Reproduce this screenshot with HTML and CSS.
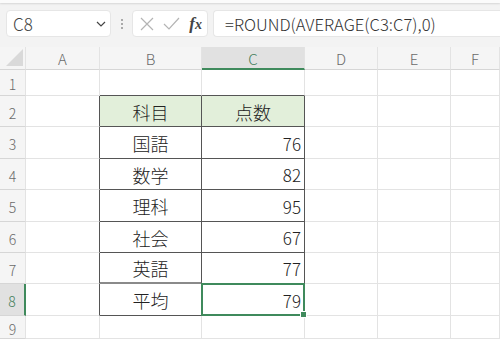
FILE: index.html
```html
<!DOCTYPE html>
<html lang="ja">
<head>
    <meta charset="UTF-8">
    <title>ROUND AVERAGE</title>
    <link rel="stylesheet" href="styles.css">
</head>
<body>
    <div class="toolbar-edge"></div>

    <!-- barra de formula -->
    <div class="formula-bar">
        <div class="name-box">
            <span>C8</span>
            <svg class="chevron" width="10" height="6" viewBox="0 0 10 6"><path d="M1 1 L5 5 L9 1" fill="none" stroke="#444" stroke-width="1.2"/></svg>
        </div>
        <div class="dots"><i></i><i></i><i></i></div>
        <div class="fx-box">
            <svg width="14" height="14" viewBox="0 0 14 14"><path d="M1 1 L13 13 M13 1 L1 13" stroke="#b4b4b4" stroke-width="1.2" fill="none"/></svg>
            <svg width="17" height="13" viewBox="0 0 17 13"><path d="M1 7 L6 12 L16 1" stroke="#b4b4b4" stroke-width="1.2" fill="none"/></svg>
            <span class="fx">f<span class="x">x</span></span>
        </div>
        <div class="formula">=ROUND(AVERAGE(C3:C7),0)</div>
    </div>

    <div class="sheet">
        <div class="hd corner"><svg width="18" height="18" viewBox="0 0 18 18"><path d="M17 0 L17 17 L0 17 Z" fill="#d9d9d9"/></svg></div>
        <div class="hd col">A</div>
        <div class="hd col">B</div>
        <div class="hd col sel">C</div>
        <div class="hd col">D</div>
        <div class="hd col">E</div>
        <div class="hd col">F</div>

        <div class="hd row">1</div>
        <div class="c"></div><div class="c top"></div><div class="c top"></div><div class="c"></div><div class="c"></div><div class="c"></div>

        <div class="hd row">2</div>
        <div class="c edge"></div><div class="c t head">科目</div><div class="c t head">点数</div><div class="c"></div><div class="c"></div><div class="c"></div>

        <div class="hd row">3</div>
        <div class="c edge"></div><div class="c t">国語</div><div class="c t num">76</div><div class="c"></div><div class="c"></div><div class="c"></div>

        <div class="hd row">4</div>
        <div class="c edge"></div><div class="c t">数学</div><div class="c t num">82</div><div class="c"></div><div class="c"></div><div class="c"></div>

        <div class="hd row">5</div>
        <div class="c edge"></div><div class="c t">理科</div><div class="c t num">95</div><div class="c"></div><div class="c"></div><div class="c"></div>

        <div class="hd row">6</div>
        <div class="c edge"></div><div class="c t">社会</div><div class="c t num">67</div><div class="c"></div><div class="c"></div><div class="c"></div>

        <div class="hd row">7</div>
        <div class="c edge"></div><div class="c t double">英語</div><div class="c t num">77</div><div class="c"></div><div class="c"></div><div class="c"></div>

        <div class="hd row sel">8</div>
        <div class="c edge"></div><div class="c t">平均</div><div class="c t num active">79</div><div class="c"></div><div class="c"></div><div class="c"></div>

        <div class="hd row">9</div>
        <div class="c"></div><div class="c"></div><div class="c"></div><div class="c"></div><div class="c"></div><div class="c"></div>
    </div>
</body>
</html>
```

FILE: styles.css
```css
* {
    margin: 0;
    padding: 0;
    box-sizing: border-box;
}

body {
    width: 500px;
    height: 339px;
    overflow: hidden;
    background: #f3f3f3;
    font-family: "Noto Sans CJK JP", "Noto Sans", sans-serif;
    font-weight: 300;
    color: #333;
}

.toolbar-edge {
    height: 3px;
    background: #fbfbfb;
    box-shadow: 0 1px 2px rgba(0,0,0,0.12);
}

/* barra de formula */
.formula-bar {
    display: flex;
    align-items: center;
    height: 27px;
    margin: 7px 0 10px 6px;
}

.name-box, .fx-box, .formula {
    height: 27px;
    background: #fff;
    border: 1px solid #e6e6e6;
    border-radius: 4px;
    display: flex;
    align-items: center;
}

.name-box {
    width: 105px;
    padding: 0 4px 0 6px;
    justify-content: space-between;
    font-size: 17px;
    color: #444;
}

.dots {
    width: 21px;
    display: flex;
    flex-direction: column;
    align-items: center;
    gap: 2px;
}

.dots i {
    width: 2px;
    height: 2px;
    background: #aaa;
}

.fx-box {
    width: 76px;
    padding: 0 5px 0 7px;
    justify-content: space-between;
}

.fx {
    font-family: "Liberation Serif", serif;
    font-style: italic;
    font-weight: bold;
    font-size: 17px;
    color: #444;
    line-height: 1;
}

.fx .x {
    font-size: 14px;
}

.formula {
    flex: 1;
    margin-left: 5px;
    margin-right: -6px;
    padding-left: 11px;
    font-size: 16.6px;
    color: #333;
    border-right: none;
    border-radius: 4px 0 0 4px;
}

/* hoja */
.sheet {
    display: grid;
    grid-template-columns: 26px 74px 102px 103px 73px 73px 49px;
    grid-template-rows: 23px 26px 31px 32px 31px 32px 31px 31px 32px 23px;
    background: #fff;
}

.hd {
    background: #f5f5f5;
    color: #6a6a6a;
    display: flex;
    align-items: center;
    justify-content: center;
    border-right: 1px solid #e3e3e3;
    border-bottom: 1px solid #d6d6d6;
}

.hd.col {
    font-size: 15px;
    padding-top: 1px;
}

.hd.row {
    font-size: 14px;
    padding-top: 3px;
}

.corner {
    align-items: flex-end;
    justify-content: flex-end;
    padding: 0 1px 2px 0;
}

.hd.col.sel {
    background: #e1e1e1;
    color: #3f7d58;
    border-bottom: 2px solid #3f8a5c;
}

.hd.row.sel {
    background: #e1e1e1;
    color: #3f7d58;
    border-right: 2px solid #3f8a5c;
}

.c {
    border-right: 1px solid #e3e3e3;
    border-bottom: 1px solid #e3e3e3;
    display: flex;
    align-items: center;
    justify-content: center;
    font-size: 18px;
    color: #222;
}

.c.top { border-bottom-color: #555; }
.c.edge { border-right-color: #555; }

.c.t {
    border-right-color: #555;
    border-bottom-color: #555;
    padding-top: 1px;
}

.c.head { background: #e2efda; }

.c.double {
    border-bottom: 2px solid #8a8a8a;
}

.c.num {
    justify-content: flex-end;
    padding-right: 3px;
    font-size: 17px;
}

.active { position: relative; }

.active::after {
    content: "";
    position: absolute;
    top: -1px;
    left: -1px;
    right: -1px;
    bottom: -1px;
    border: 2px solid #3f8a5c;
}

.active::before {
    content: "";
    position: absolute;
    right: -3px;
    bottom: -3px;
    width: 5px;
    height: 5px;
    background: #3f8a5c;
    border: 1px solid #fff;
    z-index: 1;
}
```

:::::

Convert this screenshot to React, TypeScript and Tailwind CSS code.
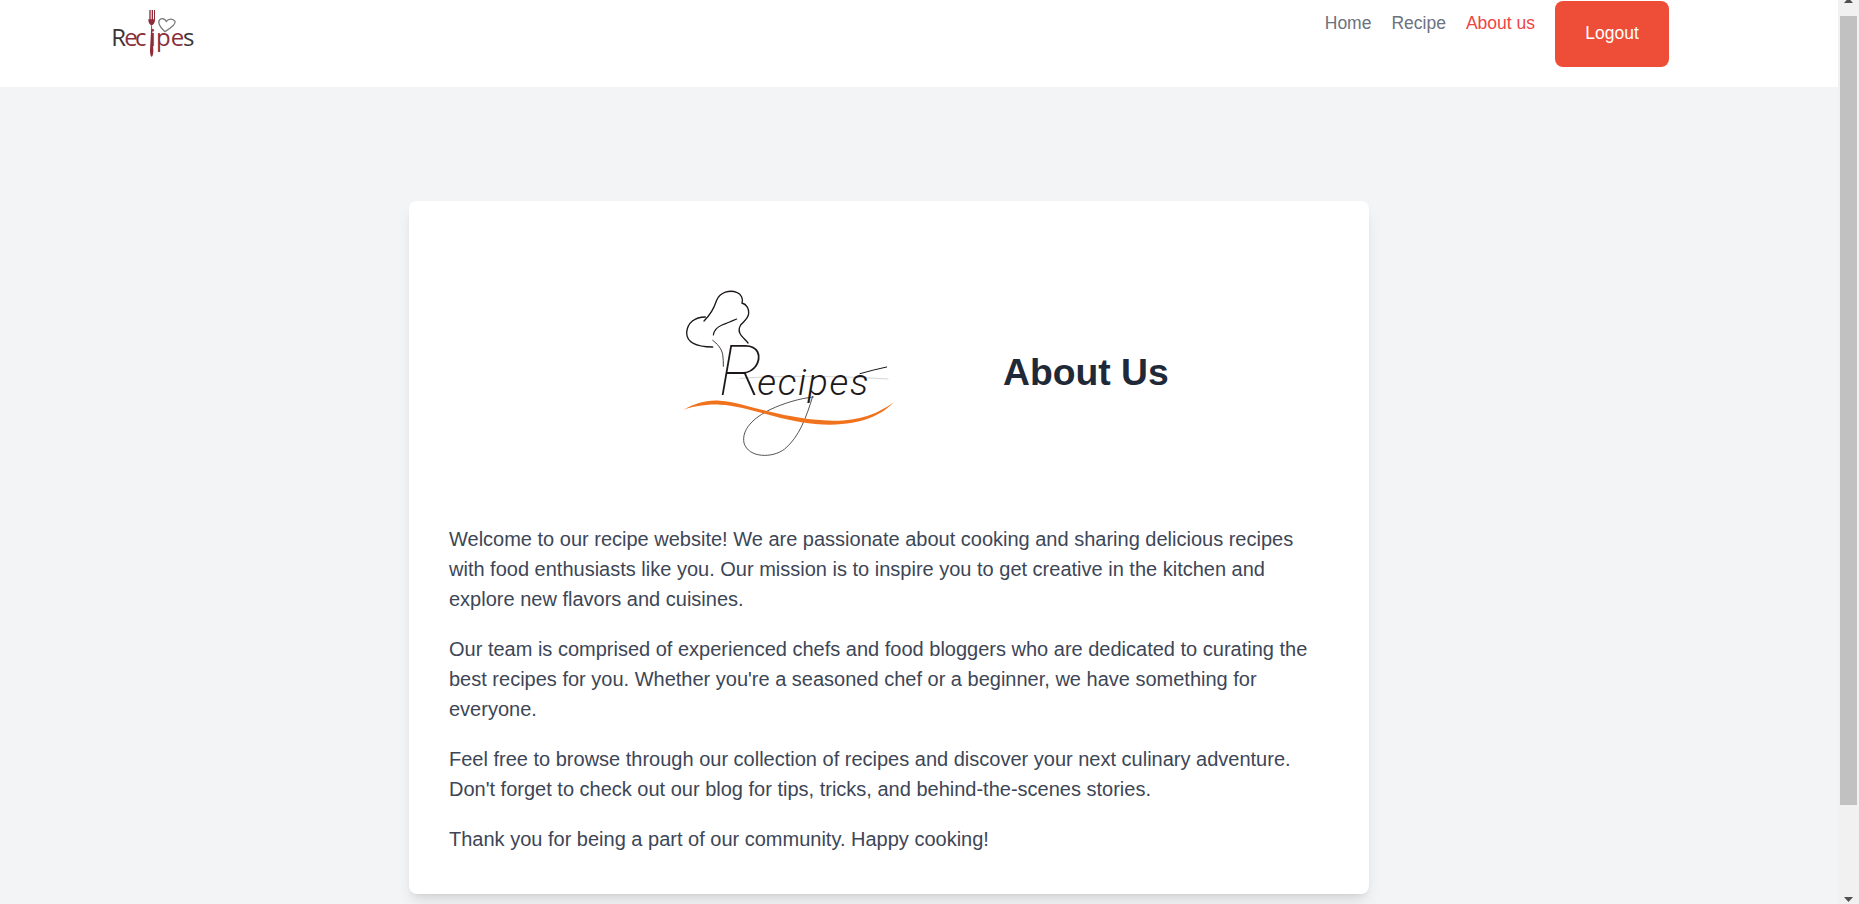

:::::

▶ EXERCISE GOAL:
List each line holding the string "this".

▶ FINISHED ANSWER:
Reproduce this screenshot with HTML and CSS.
Convert this screenshot to React, TypeScript and Tailwind CSS code.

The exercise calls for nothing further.